"""

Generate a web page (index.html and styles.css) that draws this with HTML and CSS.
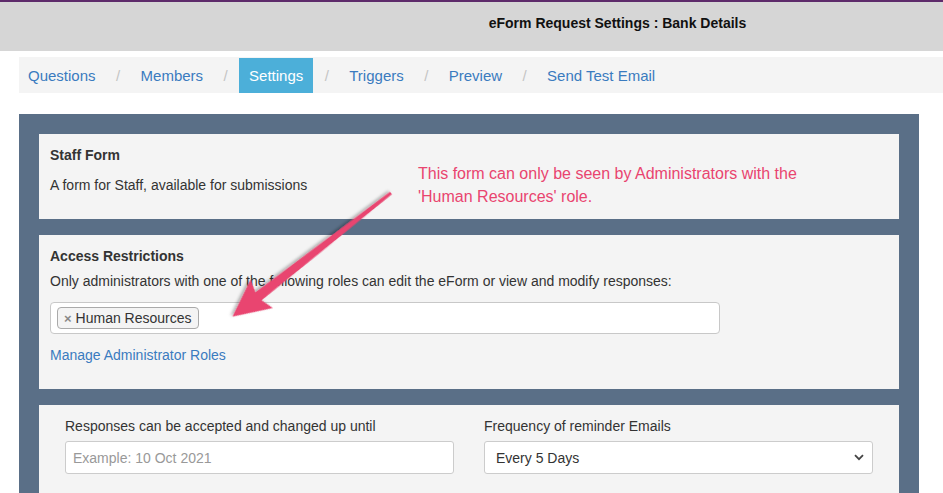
FILE: index.html
```html
<!DOCTYPE html>
<html lang="en">
<head>
    <meta charset="UTF-8">
    <title>eForm Request Settings</title>
    <link rel="stylesheet" href="styles.css">
</head>
<body>
    <header class="topbar">
        <h1>eForm Request Settings : Bank Details</h1>
    </header>

    <ul class="crumbs">
        <li><a href="#">Questions</a></li>
        <li class="sep">/</li>
        <li><a href="#">Members</a></li>
        <li class="sep">/</li>
        <li class="active">Settings</li>
        <li class="sep">/</li>
        <li><a href="#">Triggers</a></li>
        <li class="sep">/</li>
        <li><a href="#">Preview</a></li>
        <li class="sep">/</li>
        <li><a href="#">Send Test Email</a></li>
    </ul>

    <div class="panel">
        <div class="card card-info">
            <h4>Staff Form</h4>
            <p>A form for Staff, available for submissions</p>
        </div>

        <div class="card card-access">
            <h4>Access Restrictions</h4>
            <p class="hint">Only administrators with one of the following roles can edit the eForm or view and modify responses:</p>
            <div class="tagbox">
                <span class="tag"><span class="tag-x">&times;</span>Human Resources</span>
            </div>
            <a class="link" href="#">Manage Administrator Roles</a>
        </div>

        <div class="card card-dates">
            <div class="col">
                <label for="until">Responses can be accepted and changed up until</label>
                <input type="text" id="until" class="field field-text" placeholder="Example: 10 Oct 2021">
            </div>
            <div class="col">
                <label for="freq">Frequency of reminder Emails</label>
                <div class="select-wrap">
                    <select id="freq" class="field">
                        <option>Every 5 Days</option>
                        <option>Every Day</option>
                        <option>Every Week</option>
                    </select>
                    <svg class="chev" width="10" height="7" viewBox="0 0 10 7"><path d="M1 1.2 L5 5.2 L9 1.2" fill="none" stroke="#444" stroke-width="1.8"/></svg>
                </div>
            </div>
        </div>
    </div>

    <!-- screenshot annotation -->
    <div class="note">This form can only be seen by Administrators with the<br>'Human Resources' role.</div>
    <svg class="arrow" width="943" height="493" viewBox="0 0 943 493">
        <defs>
            <filter id="shadow" x="-20%" y="-20%" width="140%" height="140%">
                <feDropShadow dx="1" dy="2" stdDeviation="1.5" flood-color="#000" flood-opacity="0.3"/>
            </filter>
        </defs>
        <g transform="translate(391 193) rotate(142.05)" filter="url(#shadow)">
            <path d="M0 -1.6 L168 -5 L164 -18 L201 0 L164 18 L168 5 L0 1.6 Z" fill="#e9446f"/>
        </g>
    </svg>
</body>
</html>
```

FILE: styles.css
```css
body {
    margin: 0;
    font-family: "Liberation Sans", Arial, sans-serif;
    font-size: 14px;
    color: #333;
    background: #fff;
    position: relative;
    overflow: hidden;
}
.topbar {
    border-top: 2px solid #5e2b6b;
    background: #d6d6d6;
    height: 51px;
    box-sizing: border-box;
    padding: 13px 0 0 292px;
    text-align: center;
}
.topbar h1 {
    margin: 0;
    font-size: 14px;
    font-weight: bold;
    color: #111;
    line-height: 16px;
}
.crumbs {
    list-style: none;
    margin: 6px 0 21px 19px;
    padding: 1px 0 0 0;
    height: 36px;
    box-sizing: border-box;
    background: #f4f4f4;
    display: flex;
    font-size: 15px;
    line-height: 35px;
}
.crumbs li a,
.crumbs li.active {
    display: block;
    padding: 0 9px;
    text-decoration: none;
}
.crumbs li a {
    color: #3a7bbf;
}
.crumbs li.active {
    background: #4cafd9;
    color: #fff;
    padding: 0 10px;
}
.crumbs .sep {
    width: 27px;
    text-align: center;
    color: #c4c4c4;
}
.panel {
    margin-left: 19px;
    width: 900px;
    background: #5a6f87;
    padding: 20px 20px 0 20px;
    box-sizing: border-box;
}
.card {
    background: #f4f4f4;
    padding: 11px;
    margin-bottom: 16px;
}
.card h4 {
    margin: 0;
    font-size: 14px;
    line-height: 20px;
    font-weight: bold;
}
.card p {
    margin: 0;
    line-height: 20px;
}
.card-info {
    height: 85px;
    box-sizing: border-box;
}
.card-info h4 {
    margin-bottom: 10px;
}
.card-access {
    height: 154px;
    box-sizing: border-box;
}
.card-access h4 {
    margin-bottom: 5px;
}
.tagbox {
    margin-top: 11px;
    width: 670px;
    height: 32px;
    box-sizing: border-box;
    background: #fff;
    border: 1px solid #c8c8c8;
    border-radius: 4px;
    padding: 4px 6px;
}
.tag {
    display: inline-block;
    height: 22px;
    box-sizing: border-box;
    line-height: 20px;
    border: 1px solid #aaa;
    border-radius: 4px;
    background: #f4f4f4;
    padding: 0 6px 0 6px;
    color: #333;
}
.tag-x {
    color: #888;
    font-weight: bold;
    font-size: 13px;
    margin-right: 4px;
}
.link {
    display: block;
    margin-top: 11px;
    line-height: 20px;
    color: #3a7bbf;
    text-decoration: none;
}
.card-dates {
    display: flex;
    height: 88px;
    box-sizing: border-box;
    margin-bottom: 0;
}
.col {
    flex: 1;
    padding: 0 15px;
}
.col label {
    display: block;
    line-height: 20px;
    margin-bottom: 5px;
}
.field {
    display: block;
    width: 100%;
    height: 33px;
    box-sizing: border-box;
    border: 1px solid #ccc;
    border-radius: 3px;
    background: #fff;
    padding: 0 11px;
    font-family: "Liberation Sans", Arial, sans-serif;
    font-size: 14px;
    color: #333;
}
.field-text {
    padding: 0 7px;
}
.field::placeholder {
    color: #999;
}
select.field {
    appearance: none;
    -webkit-appearance: none;
}
.select-wrap {
    position: relative;
}
.chev {
    position: absolute;
    right: 9px;
    top: 13px;
    pointer-events: none;
}
.note {
    position: absolute;
    left: 418px;
    top: 162px;
    font-size: 16px;
    line-height: 23px;
    color: #e9446f;
}
.arrow {
    position: absolute;
    left: 0;
    top: 0;
    pointer-events: none;
}
```
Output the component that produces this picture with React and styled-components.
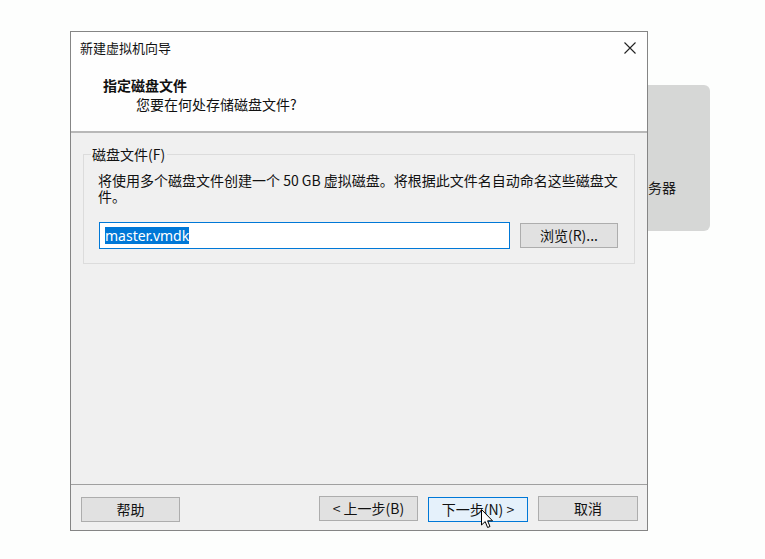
import React from 'react';
import styled, { createGlobalStyle } from 'styled-components';

const GlobalStyle = createGlobalStyle`
  html, body {
    margin: 0;
    padding: 0;
    background: #fdfefd;
  }
  body {
    font-family: "Noto Sans CJK SC", "Noto Sans", sans-serif;
    color: #111;
  }
`

const Desktop = styled.div`
  position: relative;
  width: 765px;
  height: 559px;
  overflow: hidden;
  background: #fdfefd;
`

const BackWindow = styled.div`
  position: absolute;
  left: 560px;
  top: 85px;
  width: 150px;
  height: 146px;
  box-sizing: border-box;
  padding: 93px 0 0 74px;
  background: #d6d7d6;
  border-radius: 6px;
  font-size: 14px;
  line-height: 18px;
  color: #1a1a1a;
`

const Dialog = styled.div`
  position: absolute;
  left: 70px;
  top: 31px;
  width: 578px;
  height: 500px;
  box-sizing: border-box;
  border: 1px solid #858585;
  background: #f0f0f0;
  display: flex;
  flex-direction: column;
`

const Header = styled.div`
  height: 99px;
  flex-shrink: 0;
  background: #fefefe;
  border-bottom: 2px solid #b8b8b8;
`

const TitleRow = styled.div`
  display: flex;
  justify-content: space-between;
  align-items: center;
  margin-top: 6px;
  padding: 0 11px 0 9px;
  height: 20px;
`

const Title = styled.span`
  font-size: 13px;
  line-height: 20px;
`

const CloseIcon = styled.svg`
  width: 12px;
  height: 12px;
  display: block;
`

const Heading = styled.div`
  margin-top: 17px;
  padding-left: 32px;
  font-size: 14px;
  line-height: 20px;
  font-weight: 700;
`

const SubHeading = styled.div`
  padding-left: 65px;
  font-size: 14px;
  line-height: 18px;
`

const Body = styled.div`
  flex: 1;
  padding: 12px 0 0 12px;
`

const Group = styled.fieldset`
  margin: 0;
  width: 552px;
  box-sizing: border-box;
  border: 1px solid #dcdcdc;
  padding: 9px 14px 14px 14px;
`

const Legend = styled.legend`
  margin-left: -7px;
  padding: 0 2px 0 1px;
  font-size: 14px;
  line-height: 18px;
`

const Description = styled.p`
  margin: 0;
  font-size: 14px;
  line-height: 16px;
  padding-right: 2px;
`

const FileRow = styled.div`
  display: flex;
  align-items: center;
  gap: 10px;
  margin-top: 18px;
  padding-left: 1px;
`

const TextBox = styled.div`
  width: 411px;
  height: 27px;
  box-sizing: border-box;
  border: 1px solid #0078d7;
  background: #fff;
  display: flex;
  align-items: center;
  padding-left: 5px;
  font-family: "Noto Sans", "Noto Sans CJK SC", sans-serif;
  font-size: 14px;
`

const Selected = styled.span`
  background: #0078d7;
  color: #fff;
  line-height: 17px;
`

const Button = styled.button`
  width: ${p => p.$width || 99}px;
  height: 25px;
  box-sizing: border-box;
  padding: 0;
  margin: 0;
  border: 1px solid ${p => (p.$primary ? '#0078d7' : '#adadad')};
  background: ${p => (p.$primary ? '#e5f1fb' : '#e1e1e1')};
  font-family: "Noto Sans CJK SC", "Noto Sans", sans-serif;
  font-size: 14px;
  color: #111;
  line-height: 23px;
`

const Footer = styled.div`
  flex-shrink: 0;
  border-top: 1px solid #a0a0a0;
  display: flex;
  align-items: center;
  padding: 11px 9px 8px 10px;
`

const Spacer = styled.div`
  flex: 1;
`

const ButtonGroup = styled.div`
  display: flex;
  gap: 10px;
`

const NextWrap = styled.div`
  position: relative;
`

const Cursor = styled.svg`
  position: absolute;
  left: 53px;
  top: 13px;
  width: 13px;
  height: 20px;
`

export default function App() {
  return (
    <>
      <GlobalStyle />
      <Desktop>
        <BackWindow>服务器</BackWindow>
        <Dialog>
          <Header>
            <TitleRow>
              <Title>新建虚拟机向导</Title>
              <CloseIcon viewBox="0 0 12 12">
                <path d="M0.5 0.5 L11.5 11.5 M11.5 0.5 L0.5 11.5" stroke="#222" strokeWidth="1.1" fill="none" />
              </CloseIcon>
            </TitleRow>
            <Heading>指定磁盘文件</Heading>
            <SubHeading>您要在何处存储磁盘文件?</SubHeading>
          </Header>
          <Body>
            <Group>
              <Legend>磁盘文件(F)</Legend>
              <Description>
                将使用多个磁盘文件创建一个 50 GB 虚拟磁盘。将根据此文件名自动命名这些磁盘文件。
              </Description>
              <FileRow>
                <TextBox>
                  <Selected>master.vmdk</Selected>
                </TextBox>
                <Button $width={98}>浏览(R)...</Button>
              </FileRow>
            </Group>
          </Body>
          <Footer>
            <Button>帮助</Button>
            <Spacer />
            <ButtonGroup>
              <Button>&lt; 上一步(B)</Button>
              <NextWrap>
                <Button $primary $width={100}>下一步(N) &gt;</Button>
                <Cursor viewBox="0 0 13 20">
                  <path d="M0.5 0.5 L0.5 16 L4.2 12.6 L6.6 18.5 L9 17.5 L6.6 11.8 L11.5 11.8 Z" fill="#fff" stroke="#000" strokeWidth="1" strokeLinejoin="round" />
                </Cursor>
              </NextWrap>
              <Button $width={100}>取消</Button>
            </ButtonGroup>
          </Footer>
        </Dialog>
      </Desktop>
    </>
  );
}
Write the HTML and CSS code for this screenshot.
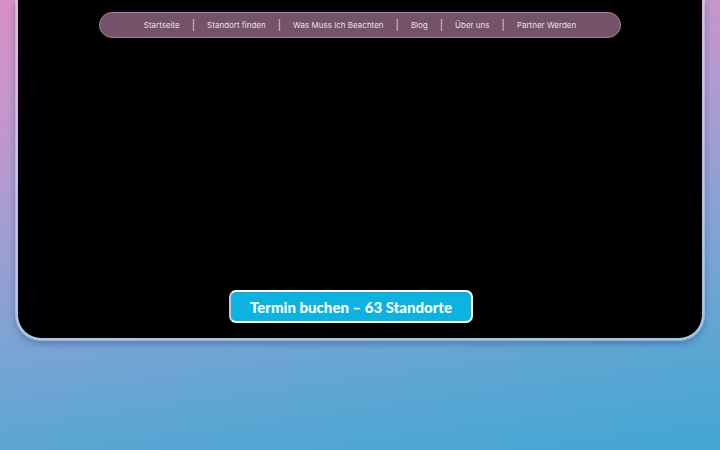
FILE: index.html
```html
<!DOCTYPE html>
<html lang="de">
<head>
    <meta charset="UTF-8">
    <meta name="viewport" content="width=device-width, initial-scale=1.0">
    <title>Termin buchen</title>
    <link rel="stylesheet" href="styles.css">
</head>
<body>
<div class="screen">
    <nav class="nav">
        <a href="#">Startseite</a>
        <span class="sep">|</span>
        <a href="#">Standort finden</a>
        <span class="sep">|</span>
        <a href="#">Was Muss Ich Beachten</a>
        <span class="sep">|</span>
        <a href="#">Blog</a>
        <span class="sep">|</span>
        <a href="#">Über uns</a>
        <span class="sep">|</span>
        <a href="#">Partner Werden</a>
    </nav>
    <div class="stage"></div>
    <a class="book-button" href="#">Termin buchen – 63 Standorte</a>
</div>
</body>
</html>
```

FILE: styles.css
```css
html, body {
    height: 100%;
}

body {
    margin: 0;
    background: linear-gradient(172deg, #d98fc5 0%, #b79ad0 30%, #7ea3d4 62%, #5ea6d3 80%, #42a6d4 100%);
    font-family: Inter, 'Noto Sans', sans-serif;
    overflow: hidden;
}

.screen {
    box-sizing: border-box;
    height: 341px;
    margin: 0 15px;
    background-color: #000;
    background-clip: padding-box;
    border: 3px solid rgba(255, 255, 255, 0.38);
    border-top: none;
    border-radius: 0 0 26px 26px;
    box-shadow: 0 3px 6px rgba(30, 60, 120, 0.35);
    display: flex;
    flex-direction: column;
    padding: 12px 0 15px;
}

.nav {
    align-self: center;
    box-sizing: border-box;
    width: 522px;
    height: 26px;
    display: flex;
    align-items: center;
    justify-content: center;
    gap: 12px;
    background-color: #74536a;
    border: 1px solid #a3839a;
    border-radius: 13px;
    font-size: 8px;
}

.nav a {
    color: #ecdfe8;
    text-decoration: none;
}

.sep {
    color: #e6d3e0;
    font-size: 10px;
}

.stage {
    flex: 1;
}

.book-button {
    align-self: center;
    margin-right: 18px;
    box-sizing: border-box;
    width: 244px;
    height: 33px;
    display: flex;
    align-items: center;
    justify-content: center;
    background-color: #0bb4e0;
    border: 2px solid #fff;
    border-left-color: #e0b8e0;
    border-radius: 7px;
    color: #fff;
    font-family: Lato, sans-serif;
    font-weight: 900;
    font-size: 15px;
    text-decoration: none;
}
```
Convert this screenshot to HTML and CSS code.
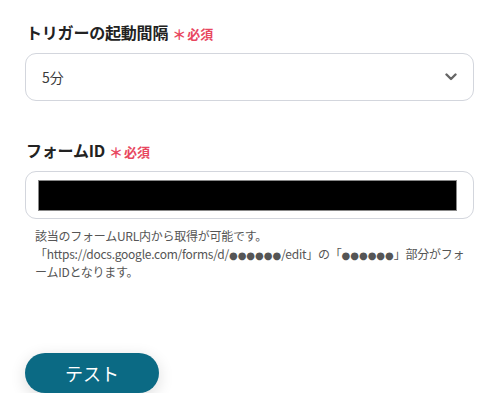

"""

■ **Problem requirements**:
Gather all lines from the records above in which "screenshot" appears.

■ **Task response**:
    <!-- screenshot annotation -->
Write the HTML and CSS code for this screenshot.
Convert this screenshot to HTML and CSS code.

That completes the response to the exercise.